With the discrepancies and accounting mistakes revealed, Hogan was really left no other choice in the situation. He was never afraid to tell people who ran the show in the athletics department before, and he certainly couldn't back out now. He took full responsibility for the problem, while still managing to insinuate blame on others, which is something only Hogan can do.

"These recent events have called the very credibility of my leadership into question in the minds of many of our constituents," Hogan said. "The human error and mistakes made within my department that have led to much of our current budget crisis are inexcusable and have brought great embarrassment to the athletic department and to the university."

He also managed to take a shot at the media outlets, that he was more than willing to use to his advantage during his tenure.

"My continued role in the current media feeding frenzy is doing a tremendous disservice to my wife and son," he said. "Over the past few months my family has endured much of the burden these troublesome discoveries have caused as they have been painstakingly uncovered by myself and others. The emotional well-being of those I love the most has been compromised. Life is too short. I have neither the energy, nor the will, to continue to make myself and my family a target of ridicule and bitterness."

To be fair, Hogan never ducked the media. Being a former journalism major, he understood all to well the pros and cons of being a highly visible person in the newspaper.

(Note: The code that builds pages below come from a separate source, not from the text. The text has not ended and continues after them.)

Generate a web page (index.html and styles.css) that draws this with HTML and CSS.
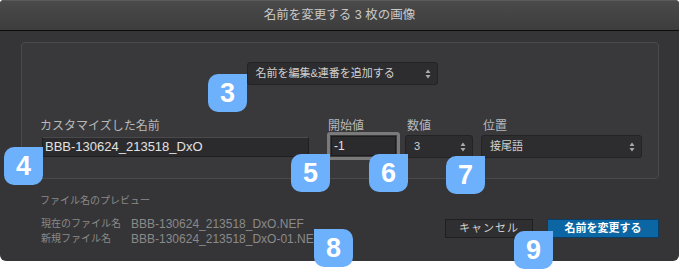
FILE: index.html
```html
<!doctype html>
<html lang="ja">
    <head>
        <meta charset="UTF-8" />
        <meta name="viewport" content="width=device-width, initial-scale=1.0" />
        <title>名前を変更する</title>
        <link rel="stylesheet" href="styles.css">
    </head>
    <body>
        <div class="dialog">
            <div class="titlebar">名前を変更する 3 枚の画像</div>

            <div class="panel">
                <div class="mode-row">
                    <div class="select mode-select">
                        名前を編集&amp;連番を追加する
                        <svg class="arrows" width="6" height="10" viewBox="0 0 6 10"><path d="M3 0.5L5.5 4H0.5z M3 9.5L0.5 6h5z" fill="#aaa"/></svg>
                    </div>
                </div>

                <div class="fields">
                    <div class="field name-field">
                        <label>カスタマイズした名前</label>
                        <div class="input">BBB-130624_213518_DxO</div>
                    </div>
                    <div class="field start-field">
                        <label>開始値</label>
                        <div class="ring"><div class="input">-1</div></div>
                    </div>
                    <div class="field digits-field">
                        <label>数値</label>
                        <div class="select">
                            3
                            <svg class="arrows" width="6" height="10" viewBox="0 0 6 10"><path d="M3 0.5L5.5 4H0.5z M3 9.5L0.5 6h5z" fill="#aaa"/></svg>
                        </div>
                    </div>
                    <div class="field pos-field">
                        <label>位置</label>
                        <div class="select">
                            接尾語
                            <svg class="arrows" width="6" height="10" viewBox="0 0 6 10"><path d="M3 0.5L5.5 4H0.5z M3 9.5L0.5 6h5z" fill="#aaa"/></svg>
                        </div>
                    </div>
                </div>
            </div>

            <div class="footer">
                <div class="preview">
                    <div class="preview-title">ファイル名のプレビュー</div>
                    <div class="preview-grid">
                        <span class="key">現在のファイル名</span><span>BBB-130624_213518_DxO.NEF</span>
                        <span class="key">新規ファイル名</span><span>BBB-130624_213518_DxO-01.NEF</span>
                    </div>
                </div>
                <div class="buttons">
                    <div class="btn">キャンセル</div>
                    <div class="btn primary">名前を変更する</div>
                </div>
            </div>
        </div>

        <!-- callout numbers -->
        <div class="badge b3">3</div>
        <div class="badge b4">4</div>
        <div class="badge b5">5</div>
        <div class="badge b6">6</div>
        <div class="badge b7">7</div>
        <div class="badge b8">8</div>
        <div class="badge b9">9</div>
    </body>
</html>
```

FILE: styles.css
```css
html,
body {
    margin: 0;
    background: #fff;
    font-family: "Liberation Sans", "Noto Sans CJK JP", sans-serif;
}
body {
    position: relative;
    width: 680px;
    height: 272px;
    overflow: hidden;
}
.dialog {
    width: 679px;
    height: 261px;
    background: #353537;
    border-radius: 4px 4px 6px 6px;
    box-sizing: border-box;
}
.titlebar {
    height: 31px;
    border-bottom: 1px solid #0c0c0c;
    border-top: 1px solid #5a5a5a;
    border-radius: 4px 4px 0 0;
    box-sizing: border-box;
    background: linear-gradient(#4a4a4a, #3d3d3d);
    color: #c9c9c9;
    font-size: 12.5px;
    line-height: 29px;
    text-align: center;
}
.panel {
    margin: 11px 20px 0 21px;
    height: 137px;
    box-sizing: border-box;
    border: 1px solid #4a4a4c;
    border-radius: 4px;
    background: #39393b;
    padding: 19px 16px 0 20px;
}
.mode-row {
    display: flex;
    justify-content: center;
}
.select {
    position: relative;
    box-sizing: border-box;
    height: 23px;
    background: #2d2d2f;
    border: 1px solid #232325;
    border-radius: 3px;
    color: #d0d0d0;
    font-size: 11px;
    line-height: 21px;
    padding-left: 8px;
}
.arrows {
    position: absolute;
    right: 6px;
    top: 6px;
}
.mode-select {
    width: 191px;
}
.fields {
    display: flex;
    margin-top: 31px;
}
.field label {
    display: block;
    color: #b8b8b8;
    font-size: 12px;
    height: 20px;
}
.input {
    box-sizing: border-box;
    height: 20px;
    background: #2b2b2d;
    border: 1px solid #1f1f21;
    border-top-color: #4a4a4c;
    color: #e2e2e2;
    font-size: 13px;
    line-height: 18px;
    padding-left: 2px;
}
.name-field {
    width: 267px;
}
.name-field label {
    margin: 0 0 1px -2px;
}
.start-field {
    margin-left: 18px;
    width: 73px;
}
.start-field label {
    margin-left: 1px;
    height: 16px;
}
.ring {
    border: 3px solid #7a7a7a;
    border-radius: 3px;
    padding: 1px;
}
.start-field .input {
    border: 1px solid #1c1c1e;
    font-size: 12px;
}
.digits-field {
    margin-left: 5px;
    width: 68px;
}
.digits-field label,
.pos-field label {
    margin-left: 2px;
    height: 19px;
}
.pos-field {
    margin-left: 8px;
    width: 161px;
}
.footer {
    display: flex;
    justify-content: space-between;
    padding: 13px 20px 0 40px;
}
.preview {
    color: #8a8a8a;
    font-size: 10px;
}
.preview-title {
    height: 16px;
    margin-bottom: 9px;
}
.preview-grid {
    display: grid;
    grid-template-columns: 91px auto;
    row-gap: 1px;
    line-height: 14px;
    font-size: 12px;
}
.preview-grid .key {
    font-size: 10px;
    padding-left: 1px;
}
.buttons {
    display: flex;
    gap: 14px;
    margin-top: 27px;
    height: 19px;
}
.btn {
    box-sizing: border-box;
    height: 19px;
    width: 88px;
    background: #2f2f31;
    border: 1px solid #1f1f21;
    color: #cfcfcf;
    font-size: 11px;
    line-height: 17px;
    text-align: center;
    letter-spacing: 1px;
}
.btn.primary {
    width: 112px;
    background: #0b66a3;
    border-color: #0b3e66;
    color: #fff;
    font-weight: bold;
    letter-spacing: 0;
}
.badge {
    position: absolute;
    width: 39px;
    height: 38px;
    background: #6db0fc;
    color: #fff;
    font-weight: bold;
    font-size: 27px;
    line-height: 38px;
    text-align: center;
    border-radius: 10px 0 10px 10px;
}
.b3 { left: 208px; top: 74px; }
.b4 { left: 4px; top: 147px; }
.b5 { left: 291px; top: 154px; }
.b6 { left: 369px; top: 154px; }
.b7 { left: 446px; top: 156px; }
.b8 { left: 314px; top: 229px; border-radius: 0 10px 10px 10px; }
.b9 { left: 514px; top: 231px; }
```
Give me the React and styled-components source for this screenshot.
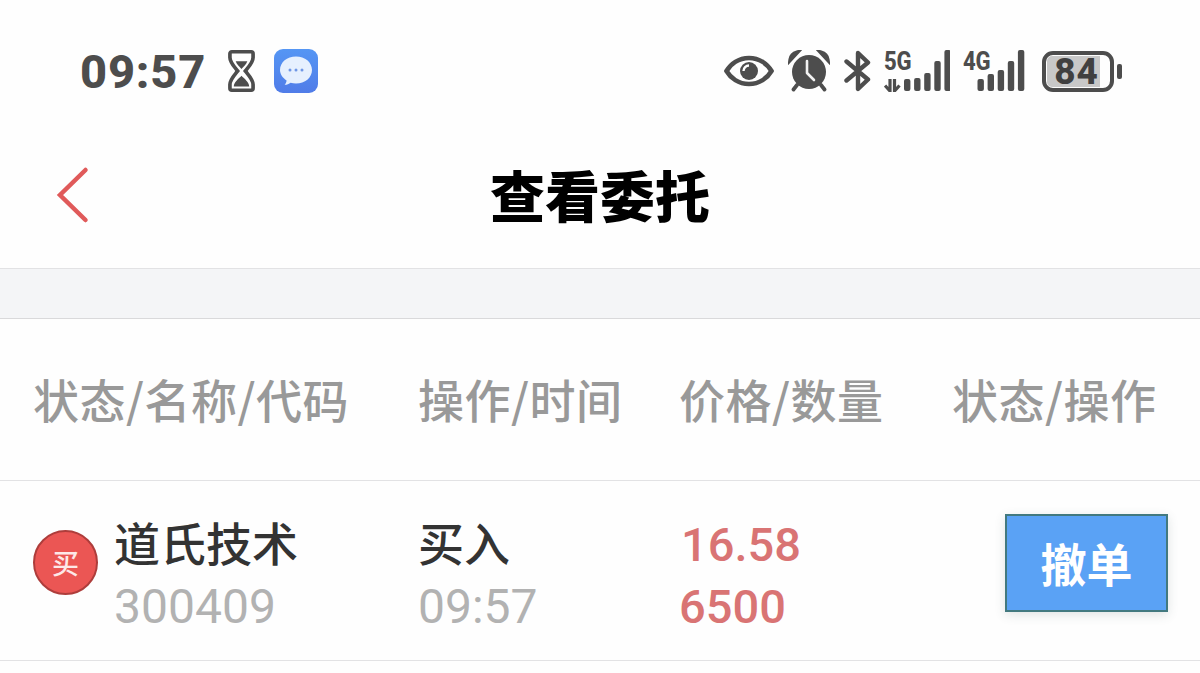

The relationship between the media and sports administrators will always be fickle at best. But to blame the emotional well-being of his family on the media's reporting of serious financial problems in what is the most prestigious and visible athletic program in the state is irresponsible.

If you take the responsibility of the financial mess, you take responsibility of the repercussions, including the media coverage, that come with it.

Still, from the beginning Hogan was always clear about who called the shots in the athletics department and it is that sort of individuality that led to his resignation.

"It makes no sense to continue playing the game of who's to blame," he said "My parents taught me well the lessons of accountability. As the saying goes, the buck stops here."

Obviously, the bucks didn't stop rolling out in the UM athletic department, even if the proverbial checkbook was empty.

There is something to be said about karma.

A man who shamelessly treated and referred to UM athletics as a business and looked at the bottom line when it came to his handling of personnel and situations was ultimately undone by his own department's bottom line.